Preliminary Notes


(as reprinted from Poetry News, summer 1998)


The voyage out...

Sue Hubbard, Poetry Places Public Art Poet, considers the links between poetry and the visual arts


'If we retained an element of dream in our memories,' writes Gaston Bachelard in The Poetics of Space, 'if we have gone beyond merely assembling exact recollections, bit by bit the house that was lost in the mists of time will appear from out the shadow. We do nothing to reorganise it; with intimacy it recovers its entity, in the mellowness and imprecision of the inner life. It is as though something fluid had collected our memories and we ourselves were dissolved in this fluid of the past.'

All genuine creativity starts as a meditative act. A Proustian moment of remembrance and observation, a longing to fashion internal chaos into some ordered external manifestation. Since the inception of modernism 'the act of becoming', 'the voyage out' as Virginia Woolf called it, has become as important as the artefact created. Poetry is the most private expression of this dynamic. A mood, an emotion is 'shaped, 'moulded' and brought into being through the 'medium' of language. The word, with all its inherent fallibility for slippage and failure, is the raw material that fills and fashions the void, the empty space that will become the 'object' that is the poem. This process closely mirrors the act of painting whereby the hesitant, intuitive, yet thoughtful gesture, the mark that echoes the rhythms and flow of the body, is equivalent to the beat or metre of a stanza, or the enjambment or dislocation of a line ending.

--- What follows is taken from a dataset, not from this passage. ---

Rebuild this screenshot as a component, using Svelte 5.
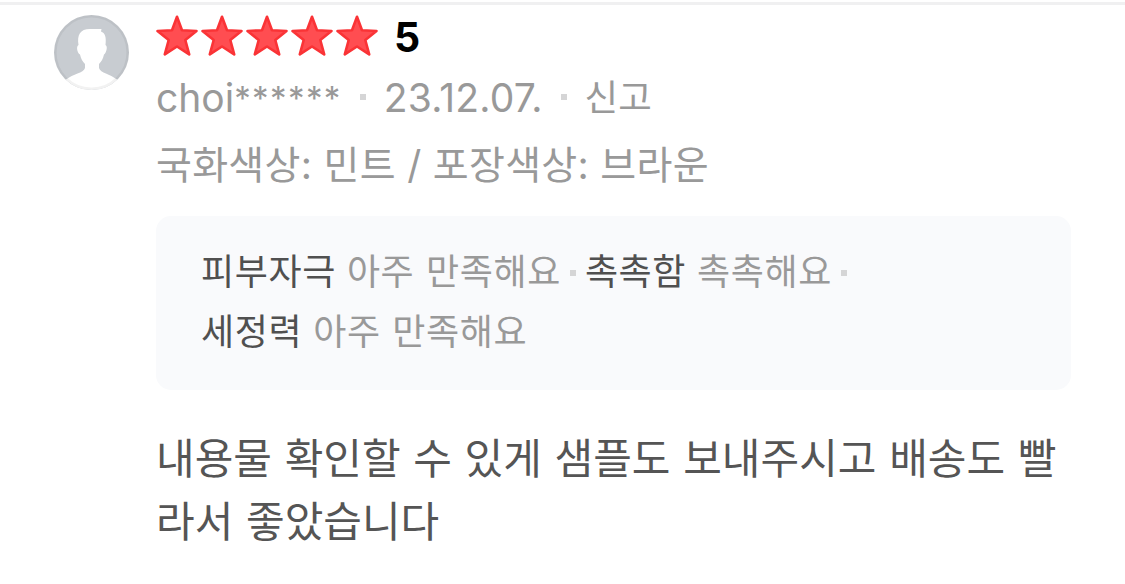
<script lang="ts">
  type Satisfaction = { label: string; value: string };

  const score = 5;
  const author = 'choi';
  const masked = '******';
  const date = '23.12.07.';
  const option = '국화색상: 민트 / 포장색상: 브라운';
  const satisfactions: Satisfaction[] = [
    { label: '피부자극', value: '아주 만족해요' },
    { label: '촉촉함', value: '촉촉해요' },
    { label: '세정력', value: '아주 만족해요' }
  ];
  const content = '내용물 확인할 수 있게 샘플도 보내주시고 배송도 빨라서 좋았습니다';
</script>

<article class="review">
  <svg class="avatar" viewBox="0 0 75 75" aria-hidden="true">
    <defs>
      <clipPath id="avatar-clip"><circle cx="37.5" cy="37.5" r="37.5" /></clipPath>
    </defs>
    <g clip-path="url(#avatar-clip)">
      <rect width="75" height="75" fill="#c8ccd1" />
      <path
        fill="#fff"
        d="M24.5 30C23 20 26 14 36 14h11.5l-.5 2.500C51 18 52.500 22 51.500 30c2.500 1 1 8-1.500 9.500-1 4.500-2.500 7-5 9.500v4c1.500 5 11 6 18 11.500l12 10.500H0l12-10.500C19 59 29.500 58 31 53v-4c-2.500-2.500-4-5-5-9.500-3-1.500-4-8.500-1.500-9.500z"
      />
    </g>
    <circle cx="37.5" cy="37.5" r="36.2" fill="none" stroke="#000" stroke-opacity=".05" stroke-width="2.6" />
  </svg>

  <div class="body">
    <div class="rating">
      <div class="stars">
        {#each Array(score) as _}
          <svg class="star" viewBox="0 0 45 42" aria-hidden="true">
            <path
              d="M21 1.800L26 15.200 40.500 16 29.300 25 33.200 39.400 21 31.500 8.800 39.400 12.700 25 1.500 16 16 15.200z"
            />
          </svg>
        {/each}
      </div>
      <em class="score">{score}</em>
    </div>

    <div class="meta">
      <span class="author">{author}<span class="masked">{masked}</span></span>
      <i class="dot"></i>
      <span class="date">{date}</span>
      <i class="dot"></i>
      <button class="report" type="button">신고</button>
    </div>

    <div class="option">{option}</div>

    <dl class="satisfactions">
      {#each satisfactions as item, i}
        <div class="item">
          <dt>{item.label}</dt>
          <dd>{item.value}</dd>
          {#if i < satisfactions.length - 1}<i class="dot"></i>{/if}
        </div>
      {/each}
    </dl>

    <p class="content">{content}</p>
  </div>
</article>

<style>
  :global(body) {
    margin: 0;
    background: #fff;
  }

  .review {
    display: flex;
    box-sizing: border-box;
    width: 1125px;
    height: 582px;
    overflow: hidden;
    padding: 10px 54px 0;
    border-top: 3px solid #f0f0f1;
    margin-top: 2px;
    font-family: Inter, 'Noto Sans CJK KR', sans-serif;
    color: #999;
  }

  .avatar {
    flex: none;
    width: 75px;
    height: 75px;
    margin-right: 27px;
  }

  .body {
    flex: 1;
    min-width: 0;
  }

  .rating {
    display: flex;
    align-items: center;
    height: 42px;
  }

  .stars {
    display: flex;
  }

  .star {
    width: 45px;
    height: 42px;
    fill: #ff4d51;
    stroke: #fa3336;
    stroke-width: 2.6;
    stroke-linejoin: round;
  }

  .score {
    margin: 1px 0 0 13px;
    font-size: 41px;
    font-style: normal;
    font-weight: 700;
    color: #000;
  }

  .meta {
    display: flex;
    align-items: center;
    height: 60px;
    margin-top: 10px;
    font-size: 39px;
    white-space: nowrap;
  }

  .masked {
    font-size: 33px;
    letter-spacing: 1.4px;
    vertical-align: 2px;
  }

  .date {
    letter-spacing: 0.2px;
  }

  .dot {
    flex: none;
    width: 6px;
    height: 6px;
    background: #d5d5d6;
  }

  .meta .dot {
    margin: 0 18px 0 18px;
  }

  .report {
    padding: 0 0 4px;
    border: 0;
    background: none;
    font: inherit;
    font-family: 'Noto Sans CJK KR', sans-serif;
    font-size: 36.5px;
    color: inherit;
  }

  .option {
    height: 60px;
    margin-top: 8px;
    font-size: 39px;
    line-height: 60px;
    letter-spacing: 0.3px;
    white-space: nowrap;
  }

  .satisfactions {
    display: flex;
    flex-wrap: wrap;
    align-content: flex-start;
    box-sizing: border-box;
    width: 915px;
    height: 174px;
    margin: 21px 0 0;
    padding: 26px 200px 0 45px;
    border-radius: 15px;
    background: #f9fafc;
    font-family: 'Noto Sans CJK KR', sans-serif;
    font-size: 36px;
    line-height: 54px;
    letter-spacing: 0.6px;
    white-space: nowrap;
  }

  .item {
    display: flex;
    align-items: center;
    height: 60px;
  }

  dt,
  dd {
    height: 60px;
  }

  dt {
    color: #505050;
  }

  dd {
    margin: 0 0 0 11px;
    word-spacing: 3px;
  }

  .item .dot {
    margin: 2px 9px 0;
  }

  .content {
    margin: 34px 0 0;
    font-family: 'Noto Sans CJK KR', sans-serif;
    font-size: 42px;
    line-height: 63px;
    word-break: break-all;
    word-spacing: 3.3px;
    color: #555;
  }
</style>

Both painting and poetry are essentially private, expressionist maps, diagrams of 'becoming'. In these dog days of the late twentieth century, there seems an unnamed hunger - for art in the broadest sense - to give expression to this longing, to name what cannot be named, to fill the void of postmodernity. Public art should not be confused with the civic and monumental. It must integrate itself tactfully, subliminally, surprisingly, lovingly, humourously into the public arena and concious. It too must be a map that guides us collectively back to a centred selfhood, encourages us in 'this world so full of care', to find the 'time to stand and stare'.

This new residency of Public Art Poet is an experiment. It is a residency as yet without a home. Its basis is conceptual; a chance to bring together two different theoretical and aesthetic discourses. The sharp divergence between the visual and the literary is the result laregely of an education system where beaux arts and belles lettres became split between art school and university. At other times this had not been the case. Baudelaire wrote about art. Surrealism started as a literary movement. Whatever tangible projects this residency might achieve - and all are still embryonic - the debate between the visual, plastic arts and poetics, between private and public creativity, between what is internal and external space, will have begun.